I worry about the increasing use of power point presentations in advice-giving situations.  I think it is a mistake.  It puts a barrier between the advice-giver and the recipient.  Rapport is everything, and power point presentations, especially those with glitzy special effects, get in the way of personal connections.  I don't mind a one page handout (that the recipient can annotate as they listen), but it should not be filled with dense text. Just a few bullet points will do.

Let's turn the tables for a minute.  If you are the one seeking negotiation advice, how ought you to frame your request for assistance?  I might ask:  "I'm heading into a salary negotiation with a prospective employer, and its making me nervous. I don't want to lose the job, but I also want get a fair salary. What's your advice?"  In this situation, I don't want general negotiation advice. I want specific suggestions tailored to my salary negotiation. I want my negotiation advisor to acknowledge my priorities and my state of mind:  I don't want a prospective employer to give someone else the job. But, I also don't want to settle for less money than I deserve. A skilled negotiation advisor knows how to ask for advice, not just give it.

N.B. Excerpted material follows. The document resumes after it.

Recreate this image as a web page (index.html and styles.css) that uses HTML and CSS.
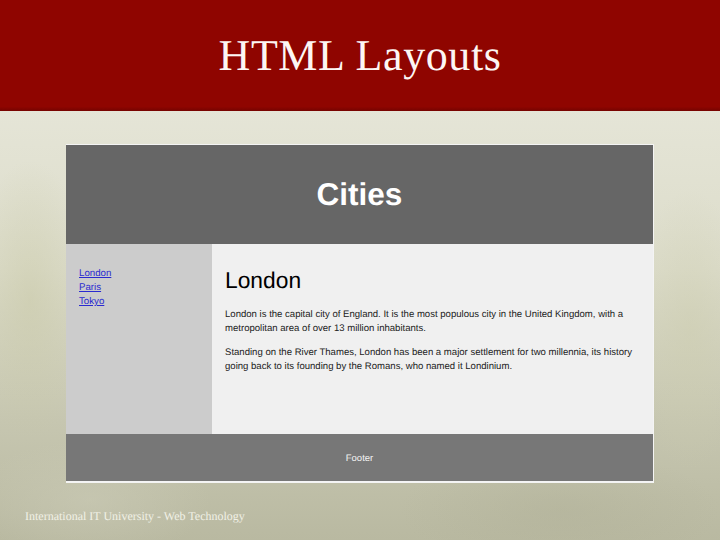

The things unique to giving or getting negotiation advice (as opposed to any other kind of advice) are: (1) general rules, and the theory behind them, are a lot less helpful than suggestions tailored to the specifics of the situation; (2) sensitivity to the way an advice recipient is feeling may be as important as any substantive insight an advisor can offer; and (3) it is important to emphasize the possibility that additional value can be created and almost every negotiation can be reframed in non-zero sum terms.

How negotiation advice is offered is as important as the substance of the advice.  If negotiation advice is offered in the wrong way, it is not going to be very valuable.